4. Seiko SKX173 Automatic Dive Watch
- Case: Stainless steel
- Movement: Automatic
- Water resistance: 200 metres
- Features: Date/Day window
The Seiko SKX173 is one of the most iconic watches from the brand. It comes with a stainless steel case and a black polyurethane strap. It’s an automatic mechanical watch that is one of the most sought-after dive watches from Seiko. It reaches depths of up to 200 meters and works perfectly even for scuba diving. Furthermore, it comes with generous lume, making it easy to read time even in the dark. Not to mention, the unidirectional rotating bezel is trusty enough to keep track of elapsed time.
5. Casio Edifice Multi-Function Chronograph
- Case: Stainless steel
- Movement: Quartz
- Water resistance: 100 metres
- Features: Chronograph, rotating inner bezel
The Casio Edifice Multi-Function Chronograph watch boasts its sporty look with a classic twist. As expected from Casio, this watch not only excels in look but also in function. This stainless steel watch comes with 100 meters of water resistance, a 1/20-second chronograph as well as a slide-rotating inner bezel. The bezel allows measurement not only of time and speed but also of fuel consumption. It’s truly a one-of-a-kind watch to own.

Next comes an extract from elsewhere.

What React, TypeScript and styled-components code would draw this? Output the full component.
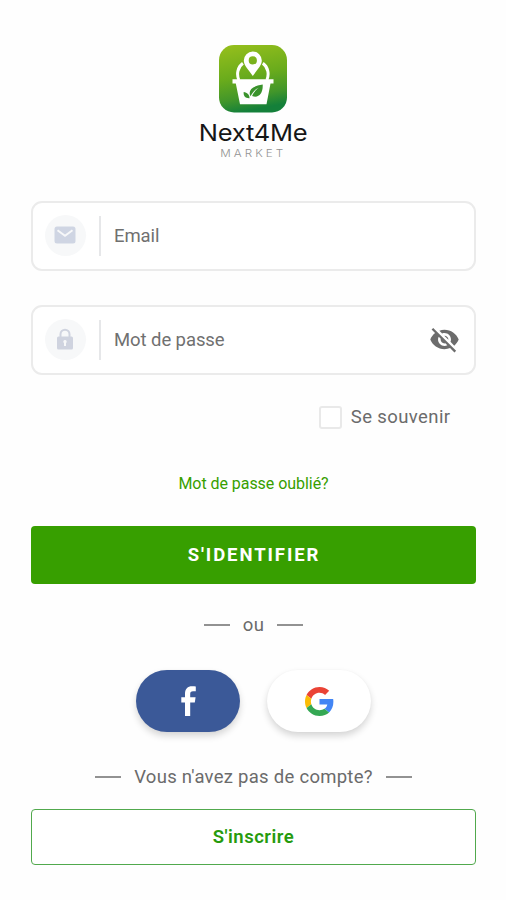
import React from 'react';
import styled, { createGlobalStyle } from 'styled-components';

const GlobalStyle = createGlobalStyle`
  *, *::before, *::after { box-sizing: border-box; }
  body { margin: 0; background: #fefefe; }
  button, input { font: inherit; }
`;

const GREEN = '#379f00';

const Page = styled.main`
  width: 506px;
  height: 900px;
  padding: 45px 30px 0 31px;
  display: flex;
  flex-direction: column;
  overflow: hidden;
  background: #fefefe;
  color: #6b6b6b;
  font-family: Roboto, 'Liberation Sans', sans-serif;
`;

const Brand = styled.header`
  height: 156px;
  display: flex;
  flex-direction: column;
  align-items: center;
  margin-right: 1px;
  svg { display: block; flex: none; }
`;

const BrandName = styled.h1`
  margin: 5px 0 0;
  font: 400 23.5px/30px Inter, sans-serif;
  letter-spacing: -0.2px;
  color: #161616;
  white-space: nowrap;
  transform: scaleX(1.085);
`;

const BrandTag = styled.span`
  font: 300 10px/11px Inter, sans-serif;
  letter-spacing: 2.6px;
  color: #929292;
  transform: scaleX(1.17);
`;

const Field = styled.label<{ $gap: number }>`
  flex: none;
  height: 70px;
  margin-bottom: ${(p) => p.$gap}px;
  padding: 0 14px 1px 12px;
  display: flex;
  align-items: center;
  border: 2px solid #ebebeb;
  border-radius: 11px;
  background: #fff;
`;

const FieldIcon = styled.span`
  width: 41px;
  height: 41px;
  flex: none;
  display: flex;
  align-items: center;
  justify-content: center;
  padding: 0 2px 1px 0;
  border-radius: 50%;
  background: #f7f8f9;
`;

const Separator = styled.span`
  width: 2px;
  height: 40px;
  margin: 0 13px 0 13px;
  background: #e6e7e9;
`;

const Input = styled.input`
  flex: 1;
  min-width: 0;
  height: 40px;
  padding: 0;
  border: 0;
  outline: 0;
  background: transparent;
  font-size: 18.5px;
  letter-spacing: -0.08px;
  color: #6b6b6b;
  &::placeholder { color: #707070; opacity: 1; }
`;

const Remember = styled.label`
  height: 24px;
  margin-right: 25.5px;
  display: flex;
  align-items: center;
  justify-content: flex-end;
  gap: 9px;
  font-size: 18.5px;
  letter-spacing: 0.4px;
`;

const Checkbox = styled.input`
  appearance: none;
  width: 23px;
  height: 23px;
  margin: 0;
  border: 2px solid #e9e9e9;
  border-radius: 3px;
  background: #fff;
`;

const Forgot = styled.a`
  margin: 43px 0 0;
  height: 24px;
  text-align: center;
  font-size: 16px;
  line-height: 24px;
  letter-spacing: -0.05px;
  color: ${GREEN};
`;

const Button = styled.button<{ $primary?: boolean }>`
  flex: none;
  width: 445px;
  height: ${(p) => (p.$primary ? 58 : 56)}px;
  margin-top: ${(p) => (p.$primary ? 30 : 20)}px;
  padding: 0 0 ${(p) => (p.$primary ? 0 : 1)}px ${(p) => (p.$primary ? 1 : 0)}px;
  border: ${(p) => (p.$primary ? '0' : '1px solid #51a94d')};
  border-radius: 4px;
  background: ${(p) => (p.$primary ? GREEN : '#fff')};
  color: ${(p) => (p.$primary ? '#fff' : '#269b0d')};
  font-size: 18.5px;
  font-weight: ${(p) => (p.$primary ? 700 : 600)};
  letter-spacing: ${(p) => (p.$primary ? 1.92 : 0.5)}px;
`;

const Divider = styled.div<{ $top: number }>`
  height: 24px;
  margin-top: ${(p) => p.$top}px;
  display: flex;
  align-items: center;
  justify-content: center;
  gap: 13px;
  font-size: 18.5px;
  letter-spacing: 0.27px;
  white-space: nowrap;
  &::before, &::after {
    content: '';
    width: 26px;
    height: 2px;
    background: #929292;
  }
`;

const Socials = styled.div`
  height: 62px;
  margin-top: 33px;
  display: flex;
  justify-content: center;
  gap: 27px;
`;

const SocialButton = styled.button<{ $bg: string }>`
  width: 104px;
  height: 62px;
  padding: 0;
  border: 0;
  border-radius: 31px;
  display: flex;
  align-items: center;
  justify-content: center;
  background: ${(p) => p.$bg};
  box-shadow: 0 4px 7px rgba(0, 0, 0, 0.16), 0 0 2px rgba(0, 0, 0, 0.03);
`;

const BasketLogo = () => (
  <svg width="68" height="68" viewBox="0 0 68 68">
    <defs>
      <linearGradient id="basket" x1="0.1" y1="0" x2="0.3" y2="1">
        <stop offset="0" stopColor="#96bf1c" />
        <stop offset="0.5" stopColor="#69ab1c" />
        <stop offset="0.8" stopColor="#42962a" />
        <stop offset="1" stopColor="#14803a" />
      </linearGradient>
    </defs>
    <rect width="68" height="67.5" rx="15" fill="url(#basket)" />
    <path d="M19.800 35C17.300 29 18.700 22 23.900 18.300M47.900 35C50.400 29 49 22 43.800 18.300" fill="none" stroke="#fff" strokeWidth="3" />
    <path d="M33.800 6.500a9 9 0 0 0-9 9c0 5 4.200 8.500 9 15.500 4.800-7 9-10.500 9-15.500a9 9 0 0 0-9-9Zm0 4.800a4.100 4.100 0 1 1 0 8.200 4.100 4.100 0 0 1 0-8.200Z" fill="#fff" fillRule="evenodd" />
    <path d="M13.500 34.300h41v4.200h-3L47.500 59.300H21L16.800 38.500h-3.300Z" fill="#fff" />
    <path d="M31.600 51.300c-3-5.800 1.300-10.200 12.100-11.700.5 9.200-4.400 14.100-10.600 11.400 1.700-3.800 4-6.300 7-8.400-4 1.800-6.600 4.500-8.500 8.700Z" fill="#3a932c" />
    <path d="M30.500 53.200c-4.300.2-6.300-2.200-5.800-6.100 3.500.5 5.800 2.500 5.800 6.100Z" fill="#3a932c" />
  </svg>
);

const MailIcon = () => (
  <svg width="22" height="18" viewBox="0 0 22 18">
    <rect x="0.500" y="0.500" width="21" height="17" rx="2.500" fill="#cfd5e3" />
    <path d="M3.500 4.200 11 9.700l7.500-5.500" fill="none" stroke="#f7f8f9" strokeWidth="2" />
  </svg>
);

const LockIcon = () => (
  <svg width="18" height="22" viewBox="0 0 18 22">
    <path d="M4.500 9V6.200a4.500 4.500 0 0 1 9 0V9" fill="none" stroke="#cfd3df" strokeWidth="2" />
    <rect x="1" y="8.500" width="16" height="13" rx="1.500" fill="#cfd3df" />
    <path d="M9 12a1.700 1.700 0 0 1 1 3.100V18H8v-2.900A1.700 1.700 0 0 1 9 12Z" fill="#f7f8f9" />
  </svg>
);

const EyeOffIcon = () => (
  <svg width="31" height="31" viewBox="0 0 24 24" fill="#6c6c6c">
    <path d="M12 7c2.760 0 5 2.240 5 5 0 .650-.130 1.260-.360 1.830l2.920 2.920c1.510-1.260 2.700-2.890 3.430-4.750-1.730-4.390-6-7.500-11-7.500-1.400 0-2.740.250-3.980.700l2.160 2.160C10.740 7.130 11.350 7 12 7zM2 4.270l2.280 2.280.460.460C3.080 8.300 1.780 10.020 1 12c1.730 4.390 6 7.500 11 7.500 1.550 0 3.030-.300 4.380-.840l.420.420L19.730 22 21 20.730 3.270 3 2 4.270zM7.530 9.800l1.550 1.550c-.050.210-.080.430-.080.650 0 1.660 1.340 3 3 3 .220 0 .440-.030.650-.080l1.550 1.550c-.670.330-1.410.530-2.200.530-2.760 0-5-2.240-5-5 0-.790.200-1.530.530-2.200zm4.310-.780l3.150 3.150.020-.160c0-1.660-1.340-3-3-3l-.170.010z" />
  </svg>
);

const FacebookIcon = () => (
  <svg width="15" height="30" viewBox="0 0 15 30">
    <path d="M4 30V16.500H.300v-5.200H4V7.800C4 2.800 6.700.200 11 .200c1.500 0 2.900.1 3.800.2v4.900H12c-2.100 0-2.800 1-2.800 2.700v3.300h5.400l-.8 5.200H9.200V30Z" fill="#fff" />
  </svg>
);

const GoogleIcon = () => (
  <svg width="29" height="29" viewBox="0 0 48 48">
    <path fill="#EA4335" d="M24 9.500c3.540 0 6.710 1.220 9.210 3.600l6.850-6.850C35.900 2.380 30.470 0 24 0 14.620 0 6.510 5.380 2.560 13.220l7.980 6.190C12.430 13.720 17.740 9.500 24 9.500z" />
    <path fill="#4285F4" d="M46.980 24.550c0-1.570-.150-3.090-.380-4.550H24v9.020h12.940c-.580 2.960-2.260 5.480-4.780 7.180l7.730 6c4.510-4.180 7.090-10.360 7.090-17.650z" />
    <path fill="#FBBC05" d="M10.530 28.590c-.480-1.450-.760-2.990-.760-4.590s.270-3.140.760-4.590l-7.980-6.190C.920 16.460 0 20.120 0 24c0 3.880.920 7.540 2.560 10.780l7.970-6.190z" />
    <path fill="#34A853" d="M24 48c6.480 0 11.930-2.130 15.890-5.810l-7.730-6c-2.150 1.450-4.920 2.300-8.160 2.300-6.260 0-11.570-4.220-13.470-9.910l-7.980 6.190C6.510 42.620 14.620 48 24 48z" />
  </svg>
);

export default function App() {
  return (
    <>
      <GlobalStyle />
      <Page>
        <Brand>
          <BasketLogo />
          <BrandName>Next4Me</BrandName>
          <BrandTag>MARKET</BrandTag>
        </Brand>
        <Field $gap={34}>
          <FieldIcon><MailIcon /></FieldIcon>
          <Separator />
          <Input type="email" placeholder="Email" />
        </Field>
        <Field $gap={30}>
          <FieldIcon><LockIcon /></FieldIcon>
          <Separator />
          <Input type="password" placeholder="Mot de passe" />
          <EyeOffIcon />
        </Field>
        <Remember>
          <Checkbox type="checkbox" />
          Se souvenir
        </Remember>
        <Forgot>Mot de passe oublié?</Forgot>
        <Button $primary>S'IDENTIFIER</Button>
        <Divider $top={29}>ou</Divider>
        <Socials>
          <SocialButton $bg="#3b5998" aria-label="Facebook"><FacebookIcon /></SocialButton>
          <SocialButton $bg="#fff" aria-label="Google"><GoogleIcon /></SocialButton>
        </Socials>
        <Divider $top={33}>Vous n'avez pas de compte?</Divider>
        <Button>S'inscrire</Button>
      </Page>
    </>
  );
}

Japan has proven its place in the watch industry from the late 1960s to the early 1970s. Today, new generation watchmakers and the heritage of Japanese brands continue that legacy for the country’s watchmaking industry. But there’s a lot more to watch out for in Japanese watches. With new technology coming about, we can only expect the Japanese watch industry to grow bigger and bigger in the next years.